Now Canada's third-largest REIT, the Quebec-based company owns properties in Toronto area, several Atlantic Coast provinces and continues to build a presence in western Canada.
Despite its growth prospects, Cominar REIT trades at only 86% of its book value and yields 7.7%; the stock rates a buy up to US$18 per share.
Morguard Real Estate Investment Trust (TSX: MRT-UN), (OP: MGRUF)
In the second quarter, acquisitions helped to lift Morguard REIT's funds from operations by 13.5% from year-ago levels. About 97% of the trust's square footage is occupied.
The company hasn't hiked its dividend since April 2012 and management indicated that future increases would hinge on developments in the office market and the firm's needs to finance acquisitions.
With a low payout ratio and no maturing debt at the corporate level until 2017, Morguard REIT is a low-risk buy up to US$16 per share.
RioCan Real Estate Investment Trust (TSX: REI-UN), (OP: RIOCF)
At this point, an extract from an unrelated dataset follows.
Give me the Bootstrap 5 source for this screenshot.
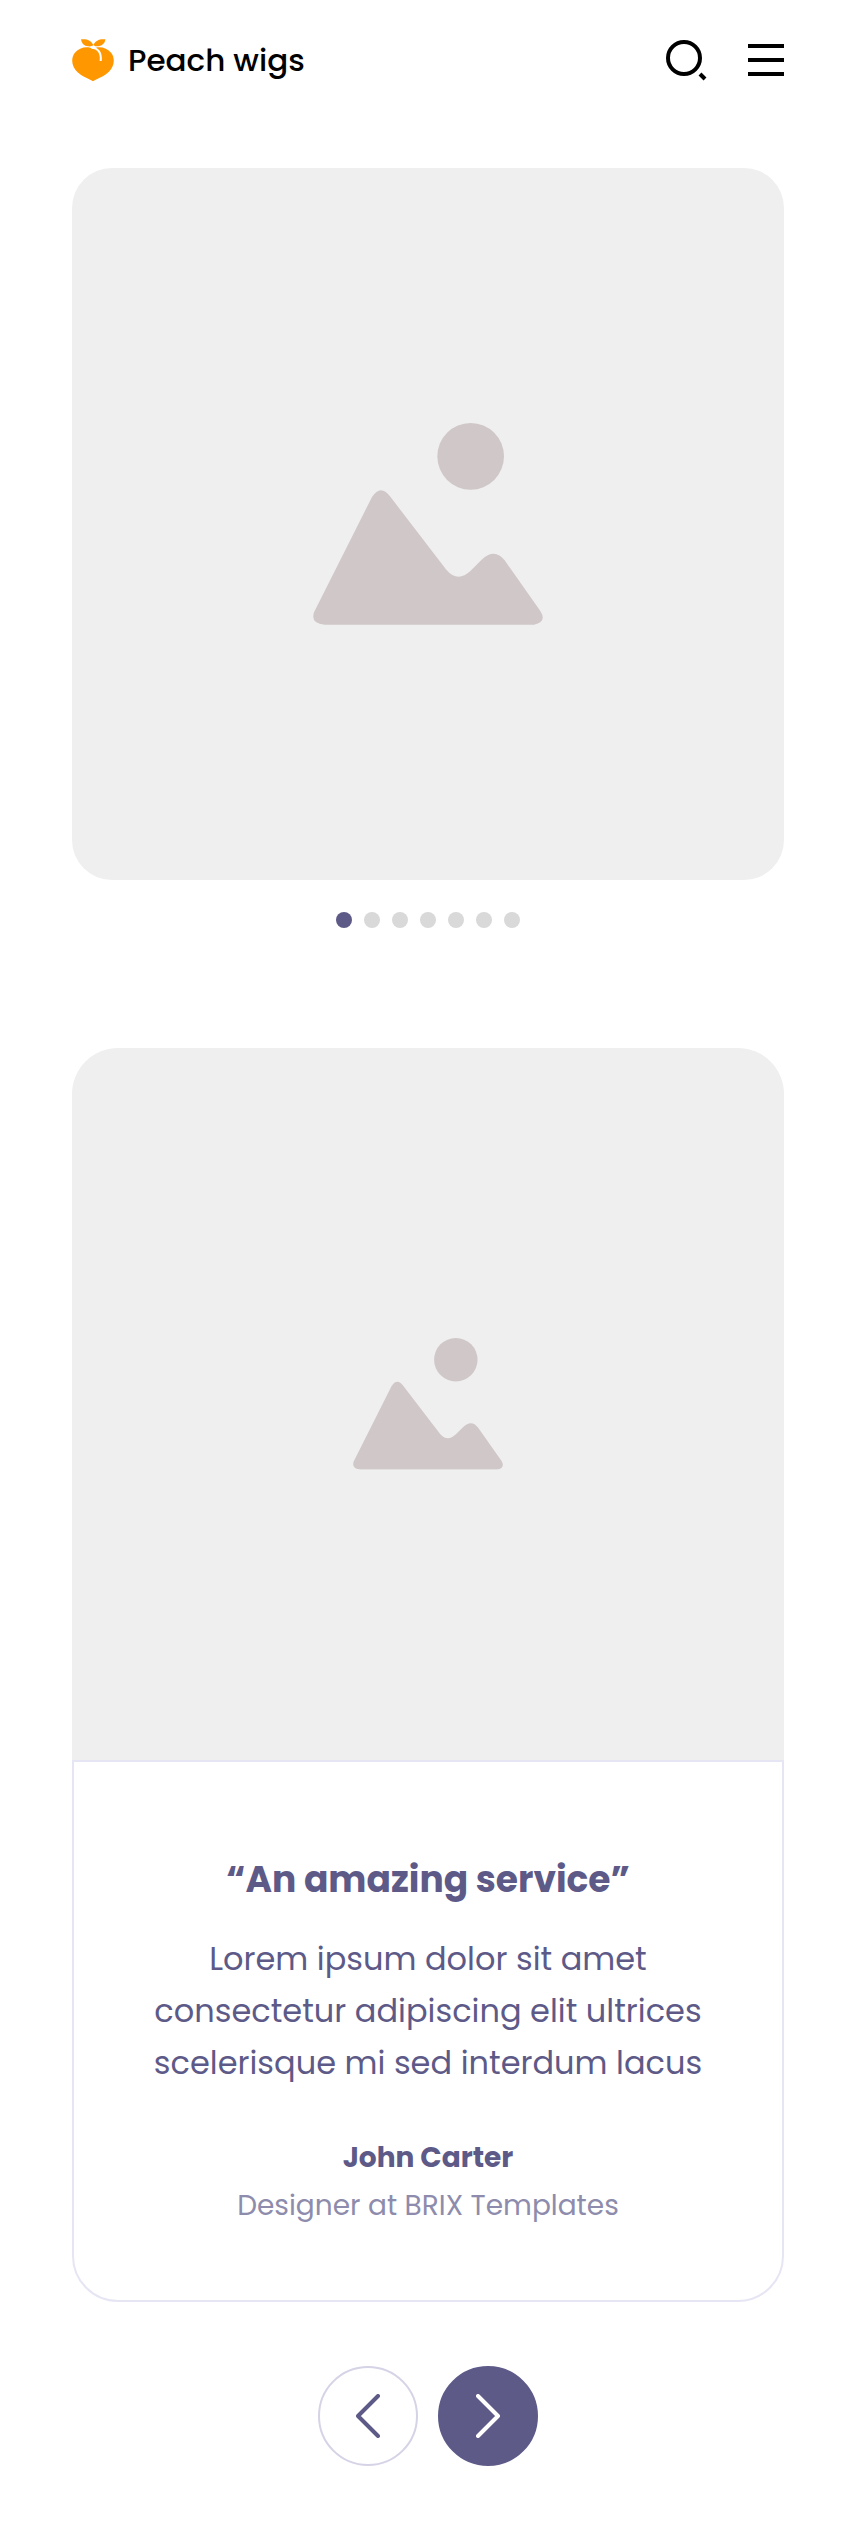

In the second quarter, Canada's largest REIT increased its funds from operations per share by 5% from year-ago levels.
Acquisitions and the completion of new developments also increased the REIT's exposure to major markets, which now account for 73% of its revenue.
Although the RioCan REIT has the scope to grow its payout, management remains focused on reducing the firm's debt load; we'll probably have to wait until next year for a meaningful bump to the dividend.
Trading at book value, RioCan REIT is a solid buy up to US$26 per share for even the most conservative investors.